The fact that you get your news from a fear mongering news network might be part of the problem
Rising Star
I'd love to see your alternative so that folks could compare accurate reporting by both.
I have a feeling you wouldn't like the results.
Aiyiyi what is going on right now? Why are such agendas reaching the classroom?
I tried looking this up on internet but only Breitbart, Newsmax, Fox News comes up. Is this a real story?,
Chief
Michigan, I don't take offense. You aren't able to give me offense. I'm simply pointing out your tactics and that they're ineffective as arguments.
You've done it again with this last comment. Any intelligent person reading your constant invective can plainly see that so I won't go to the trouble of pulling quotes from your redundant blather. All you've done is pivot from my repeated suggestion of an objective comparison by painting anyone who watches Fox News with the same broad brush. That's called bigotry. Enjoy!
Rising Star
I think we need to be careful about going too far for kids' developmental age, but overall it's probably a positive step.
Letting kids know that people with different gender identities exist, and that it's OK that they do, should be the focus of discussions at this age, IMO.
We do have to remember that kids are very impressionable, and we don't want to make a student feel like they might be trans-gender if that's not really who they are.
On the flipside, if a kid realizes that on their own as part of their natural development, it will be good for them to know they can accept who they are.
Haha, Illinois HS1, I said the same thing about NCM - some weird responses from that person.
I can't find this story in any legitimate news source. Not sure I'd be too worried about it.
Pro
When teachers teach about lions or tigers do they teach the kids to be a lion or tiger or do they just talk about them. Just like in jr high where there is an Islam unit and two Christianity units. They don't teach kids to be in that religion, just to learn about it. If there is a book or image of two dads then just deal with it. Nobody learns about gender--they are born certain ways. So sick of this argument. It pits parents against teachers and then the public ed haters are going to get more traction with vouchers, charters, and other bad stuff.

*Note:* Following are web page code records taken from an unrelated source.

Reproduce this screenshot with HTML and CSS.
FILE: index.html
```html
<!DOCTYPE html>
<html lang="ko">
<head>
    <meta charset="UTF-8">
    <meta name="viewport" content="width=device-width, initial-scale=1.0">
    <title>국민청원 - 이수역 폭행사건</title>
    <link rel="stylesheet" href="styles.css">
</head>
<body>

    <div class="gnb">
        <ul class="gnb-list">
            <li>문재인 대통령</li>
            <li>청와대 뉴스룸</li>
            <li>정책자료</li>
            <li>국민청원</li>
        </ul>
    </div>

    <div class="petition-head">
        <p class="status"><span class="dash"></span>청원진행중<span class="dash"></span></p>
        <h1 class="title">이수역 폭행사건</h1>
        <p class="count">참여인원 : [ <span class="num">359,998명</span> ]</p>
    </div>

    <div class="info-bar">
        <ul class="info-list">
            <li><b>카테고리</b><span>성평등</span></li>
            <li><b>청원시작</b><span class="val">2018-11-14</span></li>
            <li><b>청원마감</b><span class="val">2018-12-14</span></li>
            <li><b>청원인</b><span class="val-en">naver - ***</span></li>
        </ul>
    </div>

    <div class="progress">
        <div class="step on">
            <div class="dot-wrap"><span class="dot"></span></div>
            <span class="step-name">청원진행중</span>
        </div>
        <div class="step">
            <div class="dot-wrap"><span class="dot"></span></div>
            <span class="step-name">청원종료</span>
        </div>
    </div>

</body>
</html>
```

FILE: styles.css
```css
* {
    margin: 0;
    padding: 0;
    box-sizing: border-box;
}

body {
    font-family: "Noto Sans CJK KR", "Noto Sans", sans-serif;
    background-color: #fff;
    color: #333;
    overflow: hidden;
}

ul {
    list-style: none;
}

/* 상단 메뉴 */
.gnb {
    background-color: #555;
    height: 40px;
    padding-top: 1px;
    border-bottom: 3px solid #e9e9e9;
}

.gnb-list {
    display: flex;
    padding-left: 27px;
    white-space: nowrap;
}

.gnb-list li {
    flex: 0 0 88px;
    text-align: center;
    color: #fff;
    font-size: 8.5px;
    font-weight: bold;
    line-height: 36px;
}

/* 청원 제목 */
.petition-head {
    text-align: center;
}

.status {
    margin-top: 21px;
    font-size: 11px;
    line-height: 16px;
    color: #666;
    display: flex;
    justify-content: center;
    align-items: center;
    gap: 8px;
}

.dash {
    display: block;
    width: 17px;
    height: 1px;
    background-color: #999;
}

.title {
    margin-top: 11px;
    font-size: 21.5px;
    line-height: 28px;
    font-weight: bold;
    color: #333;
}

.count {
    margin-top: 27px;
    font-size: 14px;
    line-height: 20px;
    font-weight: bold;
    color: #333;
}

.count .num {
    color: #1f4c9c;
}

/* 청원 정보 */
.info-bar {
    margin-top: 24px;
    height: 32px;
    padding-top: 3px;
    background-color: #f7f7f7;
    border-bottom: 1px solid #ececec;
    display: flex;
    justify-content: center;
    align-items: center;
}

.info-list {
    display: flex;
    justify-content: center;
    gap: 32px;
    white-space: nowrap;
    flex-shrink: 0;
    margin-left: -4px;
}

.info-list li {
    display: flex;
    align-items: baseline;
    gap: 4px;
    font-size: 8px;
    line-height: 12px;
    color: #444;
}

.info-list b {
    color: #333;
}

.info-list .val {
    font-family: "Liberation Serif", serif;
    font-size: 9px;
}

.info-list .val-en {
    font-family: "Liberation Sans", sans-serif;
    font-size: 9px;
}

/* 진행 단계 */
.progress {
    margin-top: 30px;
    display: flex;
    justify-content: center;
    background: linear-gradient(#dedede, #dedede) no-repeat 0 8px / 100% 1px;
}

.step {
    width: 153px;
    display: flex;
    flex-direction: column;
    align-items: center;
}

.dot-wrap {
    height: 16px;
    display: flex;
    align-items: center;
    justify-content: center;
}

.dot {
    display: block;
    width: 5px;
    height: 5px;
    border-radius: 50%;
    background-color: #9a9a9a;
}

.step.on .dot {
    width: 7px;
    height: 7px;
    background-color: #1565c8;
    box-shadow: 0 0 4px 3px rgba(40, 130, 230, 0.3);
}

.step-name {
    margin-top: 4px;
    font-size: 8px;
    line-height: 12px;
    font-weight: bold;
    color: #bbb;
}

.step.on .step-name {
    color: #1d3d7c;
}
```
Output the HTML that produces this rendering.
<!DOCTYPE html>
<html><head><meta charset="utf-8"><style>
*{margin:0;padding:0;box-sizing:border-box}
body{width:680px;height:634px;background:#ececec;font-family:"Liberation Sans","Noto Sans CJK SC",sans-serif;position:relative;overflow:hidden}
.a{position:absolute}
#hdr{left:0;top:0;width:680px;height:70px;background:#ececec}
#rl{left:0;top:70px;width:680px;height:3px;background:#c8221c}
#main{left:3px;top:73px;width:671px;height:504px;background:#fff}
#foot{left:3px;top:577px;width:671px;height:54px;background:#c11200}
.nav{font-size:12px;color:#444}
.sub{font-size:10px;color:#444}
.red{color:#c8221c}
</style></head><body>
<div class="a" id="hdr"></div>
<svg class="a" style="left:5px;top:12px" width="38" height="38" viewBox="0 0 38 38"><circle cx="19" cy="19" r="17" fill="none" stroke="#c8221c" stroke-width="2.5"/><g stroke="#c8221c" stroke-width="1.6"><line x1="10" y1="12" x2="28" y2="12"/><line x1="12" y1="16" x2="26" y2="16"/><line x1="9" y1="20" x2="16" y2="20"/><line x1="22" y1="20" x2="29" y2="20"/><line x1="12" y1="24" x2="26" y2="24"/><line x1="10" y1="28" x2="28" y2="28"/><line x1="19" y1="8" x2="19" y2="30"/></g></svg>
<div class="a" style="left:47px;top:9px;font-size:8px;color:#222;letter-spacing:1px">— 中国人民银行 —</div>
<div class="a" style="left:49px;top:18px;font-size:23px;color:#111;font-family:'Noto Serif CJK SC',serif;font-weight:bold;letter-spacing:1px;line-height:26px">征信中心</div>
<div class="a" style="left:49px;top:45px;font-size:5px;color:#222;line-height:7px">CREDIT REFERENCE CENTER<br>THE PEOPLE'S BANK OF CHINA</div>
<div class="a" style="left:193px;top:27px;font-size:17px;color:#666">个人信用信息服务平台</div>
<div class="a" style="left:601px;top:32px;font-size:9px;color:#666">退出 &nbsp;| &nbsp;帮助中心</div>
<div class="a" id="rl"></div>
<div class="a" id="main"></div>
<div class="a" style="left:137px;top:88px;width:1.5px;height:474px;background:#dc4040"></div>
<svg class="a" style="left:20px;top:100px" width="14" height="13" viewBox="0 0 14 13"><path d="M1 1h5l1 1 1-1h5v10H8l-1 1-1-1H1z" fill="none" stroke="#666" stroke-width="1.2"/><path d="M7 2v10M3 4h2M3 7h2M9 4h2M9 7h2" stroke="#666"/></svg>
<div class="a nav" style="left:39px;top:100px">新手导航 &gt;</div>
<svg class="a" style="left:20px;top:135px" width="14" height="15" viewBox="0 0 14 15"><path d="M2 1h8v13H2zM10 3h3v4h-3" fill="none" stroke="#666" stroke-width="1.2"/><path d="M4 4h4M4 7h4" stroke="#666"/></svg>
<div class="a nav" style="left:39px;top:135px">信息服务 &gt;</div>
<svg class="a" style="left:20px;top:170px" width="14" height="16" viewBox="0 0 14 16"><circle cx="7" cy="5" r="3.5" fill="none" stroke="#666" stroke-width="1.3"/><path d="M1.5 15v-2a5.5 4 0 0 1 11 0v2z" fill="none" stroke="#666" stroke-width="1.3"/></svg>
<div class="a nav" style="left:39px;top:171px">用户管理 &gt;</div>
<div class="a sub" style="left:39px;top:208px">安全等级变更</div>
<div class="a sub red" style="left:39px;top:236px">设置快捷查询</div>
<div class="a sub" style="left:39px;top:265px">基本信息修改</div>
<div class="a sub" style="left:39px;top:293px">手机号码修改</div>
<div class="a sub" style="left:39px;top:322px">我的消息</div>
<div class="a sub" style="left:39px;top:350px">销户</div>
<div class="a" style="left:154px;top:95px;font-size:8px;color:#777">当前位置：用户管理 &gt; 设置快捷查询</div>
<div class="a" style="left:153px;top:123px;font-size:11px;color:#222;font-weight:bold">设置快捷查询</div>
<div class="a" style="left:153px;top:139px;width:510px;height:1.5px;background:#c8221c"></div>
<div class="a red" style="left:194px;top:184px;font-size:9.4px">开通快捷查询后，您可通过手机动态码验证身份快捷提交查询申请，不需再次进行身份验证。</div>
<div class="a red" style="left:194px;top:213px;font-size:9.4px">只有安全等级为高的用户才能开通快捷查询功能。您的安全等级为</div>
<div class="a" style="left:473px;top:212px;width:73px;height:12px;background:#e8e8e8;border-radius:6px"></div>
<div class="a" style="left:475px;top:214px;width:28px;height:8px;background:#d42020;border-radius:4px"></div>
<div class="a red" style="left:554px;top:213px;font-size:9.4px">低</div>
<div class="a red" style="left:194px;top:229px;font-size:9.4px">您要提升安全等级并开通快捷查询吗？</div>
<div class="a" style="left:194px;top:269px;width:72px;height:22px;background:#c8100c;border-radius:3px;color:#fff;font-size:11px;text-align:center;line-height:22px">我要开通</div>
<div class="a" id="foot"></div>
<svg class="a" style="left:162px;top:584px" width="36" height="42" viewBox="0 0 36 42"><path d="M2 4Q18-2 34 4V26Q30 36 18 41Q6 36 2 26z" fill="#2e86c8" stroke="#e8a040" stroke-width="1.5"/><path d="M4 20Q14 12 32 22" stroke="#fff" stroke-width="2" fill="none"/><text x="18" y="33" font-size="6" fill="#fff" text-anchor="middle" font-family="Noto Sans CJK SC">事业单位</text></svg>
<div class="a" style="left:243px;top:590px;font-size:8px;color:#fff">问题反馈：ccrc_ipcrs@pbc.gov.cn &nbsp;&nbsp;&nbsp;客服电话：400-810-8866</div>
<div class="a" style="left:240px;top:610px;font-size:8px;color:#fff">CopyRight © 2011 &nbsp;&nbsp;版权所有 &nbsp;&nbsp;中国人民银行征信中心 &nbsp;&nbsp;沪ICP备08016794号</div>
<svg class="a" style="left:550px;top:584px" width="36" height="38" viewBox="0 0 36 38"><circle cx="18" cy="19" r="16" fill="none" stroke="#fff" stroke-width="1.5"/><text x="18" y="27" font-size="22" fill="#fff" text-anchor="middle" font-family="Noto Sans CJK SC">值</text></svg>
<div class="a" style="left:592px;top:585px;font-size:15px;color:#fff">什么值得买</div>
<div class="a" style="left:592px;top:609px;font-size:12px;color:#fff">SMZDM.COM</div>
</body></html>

At 2nd grade you’re closer to an age of being able to understand that someone may want to be a girl or a boy and respect what they’re asking. I teach 3-6 year olds and simply won’t lie to kids about gender. They’re learning about the world and can’t even use proper pronouns to begin with. But I do say, “Yes, he’s a boy but wants to be a girl.” You can validate both children that way. Because little kids will fight for what they see in front of them. It’s like that dress picture a while back….it looked different colors depending on the person. But if you see gold, you aren’t telling me it’s blue 😂.